今後はXilinxのリソースを使って
AIアクセラレーターを統合する予定
製品としてのRyzen 7000シリーズの特徴はここまで紹介してきたことですべてだが、製品ラインナップとしては5nm世代でZen 4とZen 4+3D V-Cache、それとZen 4ベースのRyzen Threadripperが用意されているという話であった。
先にZen 4世代は5nmと4nmという話が出ていたが、デスクトップは5nmのままで推移することになる。では4nmは? というと、モバイル向けとなる。次世代のモバイルはZen 4コアとRDNA3、それにAIEを搭載し、4nmで製造されることになる。
その次のStrix Ppintは、Zen 5にRDNA3+、それにAIEを搭載する。先のPapermaster氏のCPUコアのロードマップ(2ページ目最初の画像)と照らし合わせると、このStrix Pointはおそらく3nmプロセスで製造されることになるだろう。
ところでここまで出てきたAIEとはなにか? という話だが、これはAI Engineの略である。前のページのZen 5に関するスライドに出てきた“Integrated AI and Machine Learning optimization”の正体がこれである。このAI Engine、もともとはAMDが買収したXilinxが2019年から出荷しているVersal ACAP(Adaptive Compute Acceleration Platform)で実装されているものである。
ACAPというのはFPGAの次のアーキテクチャーとして位置づけられているもので、「Versal ACAPというFPGA」と書くと怒られてしまうものだが、それはともかく。これはなにか? というとVLIWベースの演算エンジンの塊である。こちらは詳細が公開されているので、いずれAIプロセッサー連載の方で紹介する。

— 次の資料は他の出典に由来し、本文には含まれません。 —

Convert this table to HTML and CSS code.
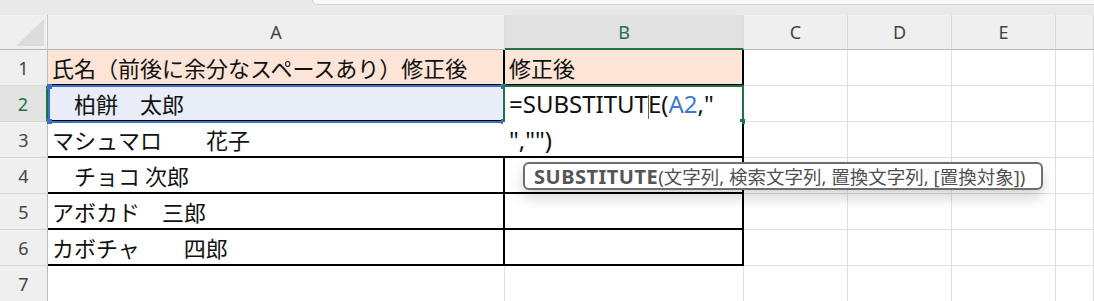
FILE: index.html
```html
<!DOCTYPE html>
<html lang="ja">
<head>
<meta charset="utf-8">
<title>Sheet</title>
<link rel="stylesheet" href="styles.css">
</head>
<body>
<div class="app">
  <div class="topbar"><div class="topbox"></div></div>
  <div class="sheet">
    <div class="corner"><div class="tri"></div></div>
    <div class="colhdr">A</div>
    <div class="colhdr sel">B</div>
    <div class="colhdr">C</div>
    <div class="colhdr">D</div>
    <div class="colhdr">E</div>
    <div class="colhdr"></div>

    <div class="rowhdr">1</div>
    <div class="cell t head">氏名（前後に余分なスペースあり）修正後</div>
    <div class="cell t head">修正後</div>
    <div class="cell"></div><div class="cell"></div><div class="cell"></div><div class="cell"></div>

    <div class="rowhdr sel">2</div>
    <div class="cell t hl">　柏餅　太郎</div>
    <div class="cell t"></div>
    <div class="cell"></div><div class="cell"></div><div class="cell"></div><div class="cell"></div>

    <div class="rowhdr">3</div>
    <div class="cell t">マシュマロ　　花子</div>
    <div class="cell t"></div>
    <div class="cell"></div><div class="cell"></div><div class="cell"></div><div class="cell"></div>

    <div class="rowhdr">4</div>
    <div class="cell t">　チョコ 次郎</div>
    <div class="cell t"></div>
    <div class="cell"></div><div class="cell"></div><div class="cell"></div><div class="cell"></div>

    <div class="rowhdr">5</div>
    <div class="cell t">アボカド　三郎</div>
    <div class="cell t"></div>
    <div class="cell"></div><div class="cell"></div><div class="cell"></div><div class="cell"></div>

    <div class="rowhdr">6</div>
    <div class="cell t">カボチャ　　四郎</div>
    <div class="cell t"></div>
    <div class="cell"></div><div class="cell"></div><div class="cell"></div><div class="cell"></div>

    <div class="rowhdr">7</div>
    <div class="cell"></div>
    <div class="cell"></div>
    <div class="cell"></div><div class="cell"></div><div class="cell"></div><div class="cell"></div>

    <div class="refbox">
      <span class="knob kb-tl"></span><span class="knob kb-tr"></span>
      <span class="knob kb-bl"></span><span class="knob kb-br"></span>
    </div>
    <div class="editor"><span class="handle"></span></div>
    <div class="editor-ext"></div>
    <div class="formula">=SUBSTITUT<span class="caret"></span>E(<span class="ref">A2</span>,"<br>","")</div>
    <div class="tip"><b>SUBSTITUTE</b>(文字列, 検索文字列, 置換文字列, [置換対象])</div>
  </div>
</div>
</body>
</html>
```
FILE: styles.css
```css
html, body {
  margin: 0;
  padding: 0;
  background: #ffffff;
  overflow: hidden;
}
.app {
  width: 1094px;
  height: 301px;
  overflow: hidden;
}
.topbar {
  height: 15px;
  background: #e9e9e9;
  display: flex;
  align-items: flex-start;
}
.topbox {
  margin-left: 312px;
  flex: 1;
  height: 4px;
  background: #f8f8f8;
  border-left: 1px solid #d4d4d4;
  border-bottom: 1px solid #d4d4d4;
  border-bottom-left-radius: 5px;
}
.sheet {
  position: relative;
  display: grid;
  grid-template-columns: 48px 457px 239px 104px 104px 104px 1fr;
  grid-template-rows: 35px repeat(7, 36px);
}
.sheet > div {
  box-sizing: border-box;
}
.corner {
  background: #efefef;
  border-right: 1px solid #c8c8c8;
  border-bottom: 1px solid #b8b8b8;
  padding: 4px 3px 3px 16px;
  display: flex;
}
.tri {
  flex: 1;
  background: #dcdcdc;
  clip-path: polygon(100% 0, 100% 100%, 0 100%);
}
.colhdr {
  background: #efefef;
  border-right: 1px solid #d8d8d8;
  border-bottom: 1px solid #b8b8b8;
  display: flex;
  align-items: center;
  justify-content: center;
  font-family: "Noto Sans", "Liberation Sans", sans-serif;
  font-size: 18px;
  color: #444444;
}
.colhdr.sel {
  background: #e1e1e1;
  color: #1e7145;
  border-bottom: 2px solid #217346;
}
.rowhdr {
  background: #efefef;
  border-right: 1px solid #bcbcbc;
  border-bottom: 1px solid #d8d8d8;
  display: flex;
  align-items: center;
  justify-content: center;
  font-family: "Noto Sans", "Liberation Sans", sans-serif;
  font-size: 18px;
  color: #444444;
}
.rowhdr.sel {
  background: #e3e3e3;
  color: #1e7145;
  border-right: 2px solid #217346;
}
.cell {
  border-right: 1px solid #e0e0e0;
  border-bottom: 1px solid #e0e0e0;
  display: flex;
  align-items: center;
  padding-left: 4px;
  white-space: pre;
  overflow: visible;
  font-family: "Noto Sans CJK JP", "Noto Sans", sans-serif;
  font-size: 22px;
  color: #111111;
}
.cell.t {
  border-right: 2px solid #000000;
  border-bottom: 2px solid #000000;
}
.cell.head {
  background: #fce4d6;
}
.cell.hl {
  background: #e8edf7;
}
.refbox {
  position: absolute;
  left: 48px;
  top: 70px;
  width: 457px;
  height: 38px;
  box-sizing: border-box;
  border: 2px solid #3b70c8;
}
.knob {
  position: absolute;
  width: 5px;
  height: 5px;
  background: #3b70c8;
}
.kb-tl { left: -3px; top: -3px; }
.kb-tr { right: -3px; top: -3px; }
.kb-bl { left: -3px; bottom: -3px; }
.kb-br { right: -3px; bottom: -3px; }
.editor {
  position: absolute;
  left: 503px;
  top: 70px;
  width: 241px;
  height: 37px;
  box-sizing: border-box;
  border: 2px solid #217346;
  border-bottom: none;
  background: #ffffff;
}
.handle {
  position: absolute;
  right: -3px;
  bottom: -2px;
  width: 5px;
  height: 5px;
  background: #217346;
}
.editor-ext {
  position: absolute;
  left: 503px;
  top: 107px;
  width: 239px;
  height: 34px;
  background: #ffffff;
}
.formula {
  position: absolute;
  left: 509px;
  top: 71px;
  font-family: "Noto Sans", "Noto Sans CJK JP", sans-serif;
  font-size: 24px;
  line-height: 36px;
  color: #111111;
  white-space: pre;
}
.ref {
  color: #3f78d4;
}
.caret {
  display: inline-block;
  width: 1px;
  height: 24px;
  margin-right: -1px;
  background: #666666;
  vertical-align: -6px;
}
.tip {
  position: absolute;
  left: 523px;
  top: 147px;
  width: 520px;
  height: 28px;
  box-sizing: border-box;
  border: 2px solid #6e6e6e;
  border-radius: 6px;
  background: #ffffff;
  box-shadow: 0 8px 14px rgba(0, 0, 0, 0.16);
  display: flex;
  align-items: center;
  padding-left: 9px;
  font-family: "Noto Sans", "Noto Sans CJK JP", sans-serif;
  font-size: 18.5px;
  color: #505050;
  white-space: pre;
}
.tip b {
  font-weight: 700;
  font-size: 20px;
  letter-spacing: 0.5px;
  color: #555555;
}
```
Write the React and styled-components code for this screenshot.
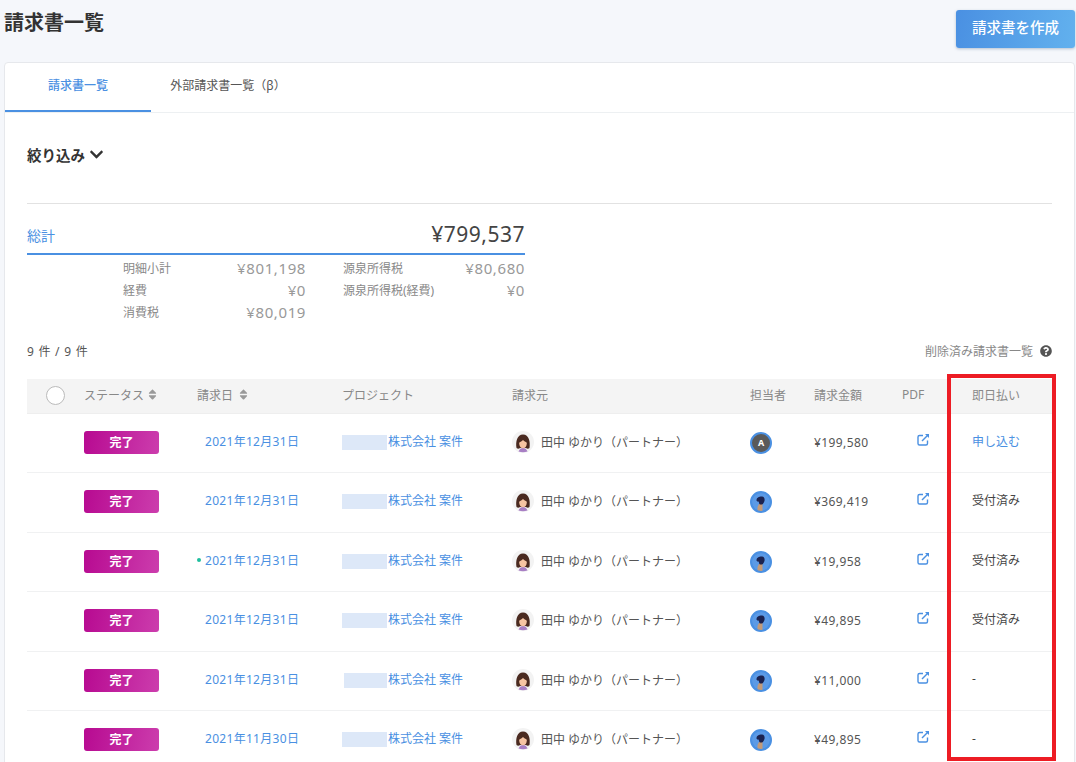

Versalという製品は6つのファミリーがあり、うち5つがすでに出荷中であるが、このうちVersal AI CoreとVersal AI Edgeという2つのファミリーにこのAIプロセッサーが搭載されている。
ちなみにハイエンドであるVersal AI Coreの場合、AI Engineが最大400個、またはAI Engine-MLが最大304個搭載され、これとは別にDSPが最大1968個やFPGA LUT(Xilinx用語ではLogic Cell)が158万6000個搭載されるなど猛烈な演算処理性能を持っている。で、Xilinx買収後にAMDはこのAI周りに関して新しい戦略を立てた。それがXDNAである。
現状AMDは、Ryzen/EPYCは基本的にAI処理機能は装備されていない。RDNA/CNDAに関してはROCm経由でいくつかのAIフレームワークをサポート。一方XilinxベースのFPGAはVersal AI Core/Edge以外はAI用エンジンは搭載されていない感じで、まったくソフトウェアの共通性がない。
そこでまず、おそらくZen 4/RDNA3/CDNA3の世代に向けて、まずUnified AI Stack 1.0をリリースする。ただこの時点ではまだ上に皮を被せただけで、内部の共通化には至っていない。
これがもう少し共通化が進むのは、Zen 5世代に投入されると思われるUnified AI Stack 2.0になる形だ。この頃になると、CPUとVersalで共通のAI Engineを搭載しており、これをベースに高効率にAI/MLの処理が出来るというのがAMDの目標と思われる。
この構図は、インテルがAI関連のソフトウェアAPIをOpenVINOとしてまとめ、さらにこれをoneDNN(oneAPI Deep Neural Network Library)として高レベルでまとめたのによく似ている。おそらくUnified AI Stack 1.0の段階でVNNIがサポートされ、2.0ではVNNIとAI Engineの両対応になると思われる。
単にCPUコアの更新だけでなく、Xilinxのリソースを使ってAIアクセラレーターまで統合する計画が明確に示されたのが今回のロードマップだったと言える。